Após seis anos de interpretação e aplicação dos direitos dos conviventes como herdeiros necessários, o Superior Tribunal de Justiça, por meio de sua Terceira Turma, decidiu no caso de Gugu Liberato que o convivente não é herdeiro necessário.
 
Essa decisão do STJ representa um retrocesso e coloca em risco a segurança jurídica dos direitos dos conviventes em união estável, novamente distinguindo-os das pessoas casadas nas questões hereditárias. Isso pode resultar em restrições à doação e ao testamento.
 
A decisão declaratória do STF deixou várias dúvidas e brechas, conforme apontado pelo professor Flávio Tartuce em um artigo escrito para a coluna do Migalhas.
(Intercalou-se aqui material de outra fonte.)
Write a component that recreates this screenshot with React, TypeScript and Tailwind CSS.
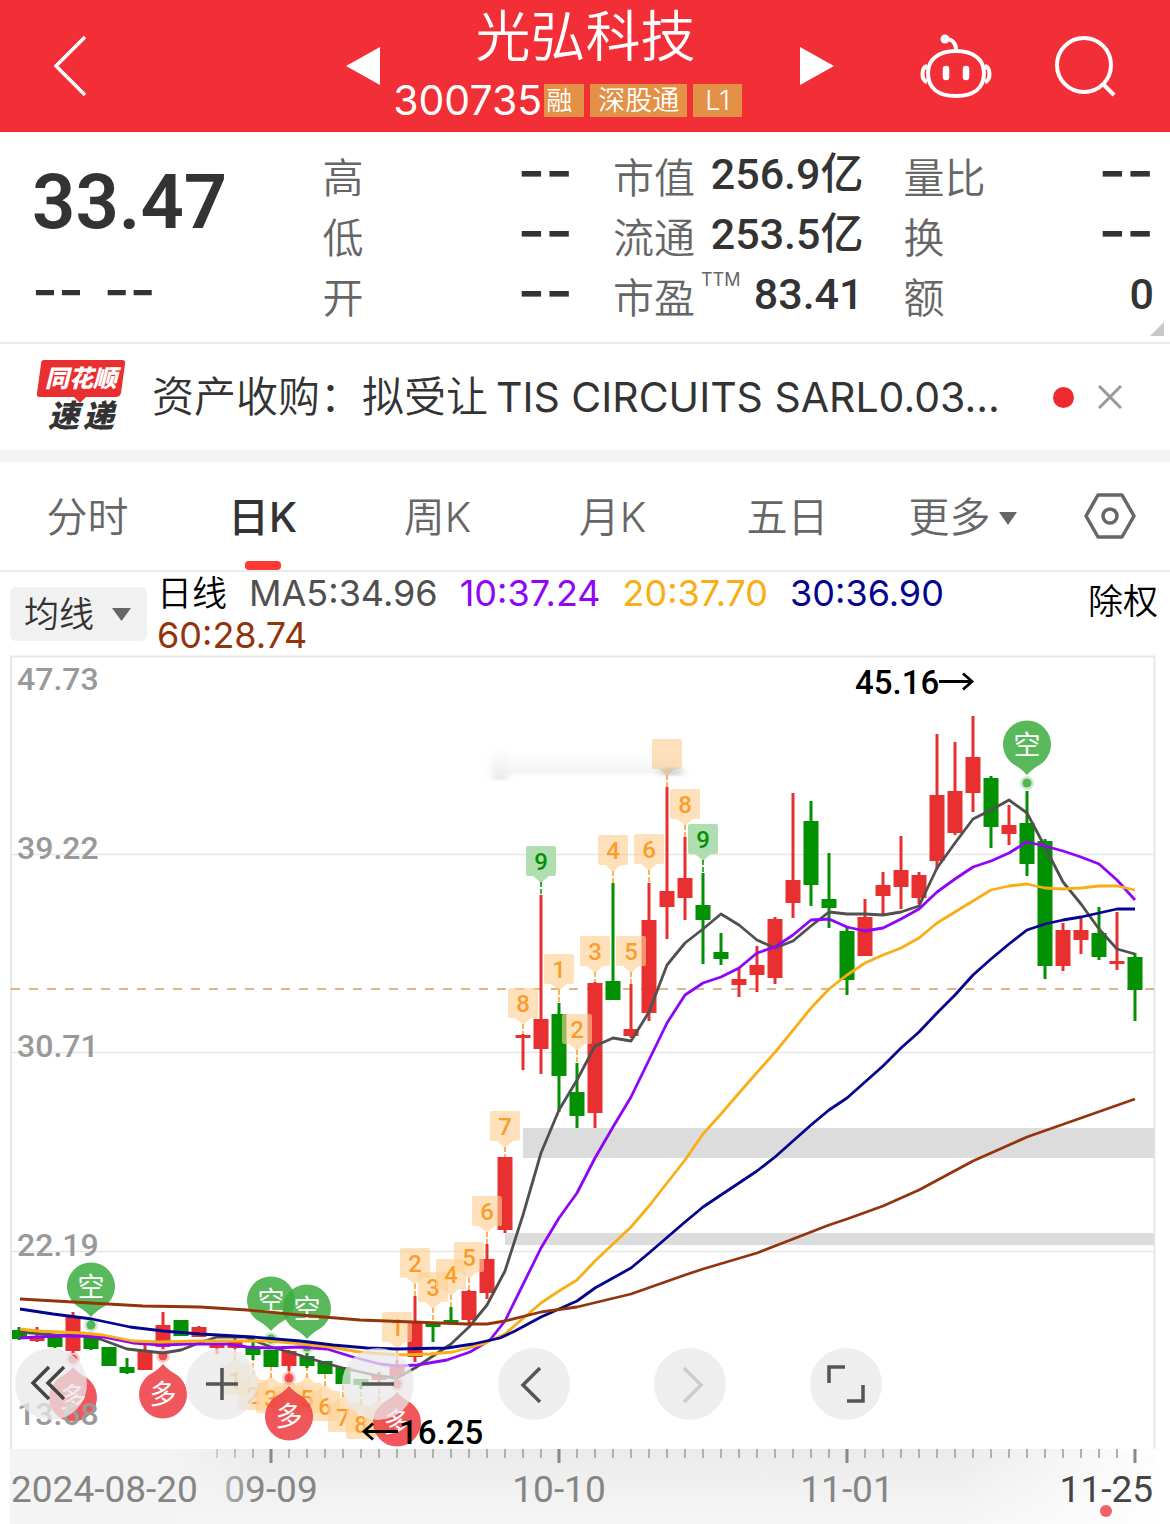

Algumas delas incluem: (A) se o convivente deve ser incluído no artigo 1.974 do Código Civil, para fins de revogação de testamento, caso também se inclua o cônjuge; (B) se o convivente tem o dever de colacionar os bens recebidos antecipadamente (artigos 2.002 a 2.012 do CC), sob pena de sonegação (artigos 1.992 a 1.996), caso isso também seja reconhecido ao cônjuge.
 
Talvez a Terceira Turma do STJ tenha decidido não considerar o convivente como herdeiro necessário por entender que o STF não decidiu sobre essa questão.
 
Enfim, os conviventes devem estar atentos e buscar orientação de um especialista em Direito das Famílias e Sucessões para planejar de forma mais segura a sucessão hereditária.